Details of what actually happens on the company’s assembly floor do, however, remain a subject on which the company is quite secretive. Dr Harris says that though the company does have some relevant patent protection other aspects of its manufacturing “know-how” can only be effectively protected by keeping them in seclusion. “If you write a patent and people read it then they can sometimes find a way round it,” he explains. Intriguingly he says that the company has succeeded in adapting “standard manufacturing processes” that have not previously been used in the production of electric motors to that task. Nor is there any requirement for a ‘clean room’ environment to house those processes. Otherwise he simply says that all “machining and moulding” is contracted out and that the company focusses on “final assembly and testing” as its key in-house operations.

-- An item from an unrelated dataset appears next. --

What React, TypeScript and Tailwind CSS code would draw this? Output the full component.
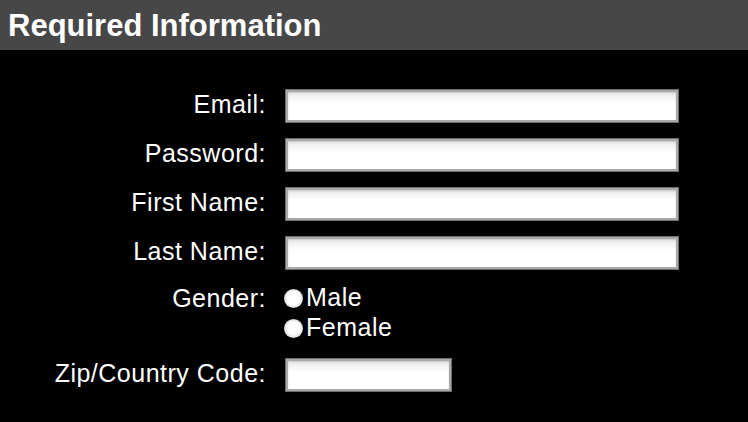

Moreover, as the company moves towards ramping up its output it will, Dr Harris adds, also look to outsource to its supply base relevant “certification” procedures so that parts can be deemed ready for use as soon as they are delivered. He does not reveal the size of that supply base but does indicate that in geographical terms it is far from being confined to just the UK.
The magnets used in the motors, for instance, of necessity “come from China” while sensors are sourced from Germany. He is also entirely confident that as the company ramps up production volumes it will be able to source parts in a manner that will enable it to cope with the just-in-time delivery schedules that OEM customers will require. “That is already written into the contracts we have signed,” he confirms.
Instead Dr Harris is keen to stress that the design of the products can be modified to suit the particular requirements of customers not least to ensure that procedures to integrate them into vehicle assemblies can be as streamlined as possible. Attributes that can be varied include diameter, torque and power requirements and interfaces for both electronic elements like sensors and mechanical ones like coolants.
As such, Dr Harris confirms, straightforward “packaging” of the motor-inverter units is extremely important though he adds that the company has also developed its own “very sophisticated” simulation packages that can predict factors such as magnetic and thermal performance with an accuracy of “typically between 1% to 2%”. In consequence other than as an initial sample “we never sell a standard product.” Appropriate volume production will, he says definitively, start next year.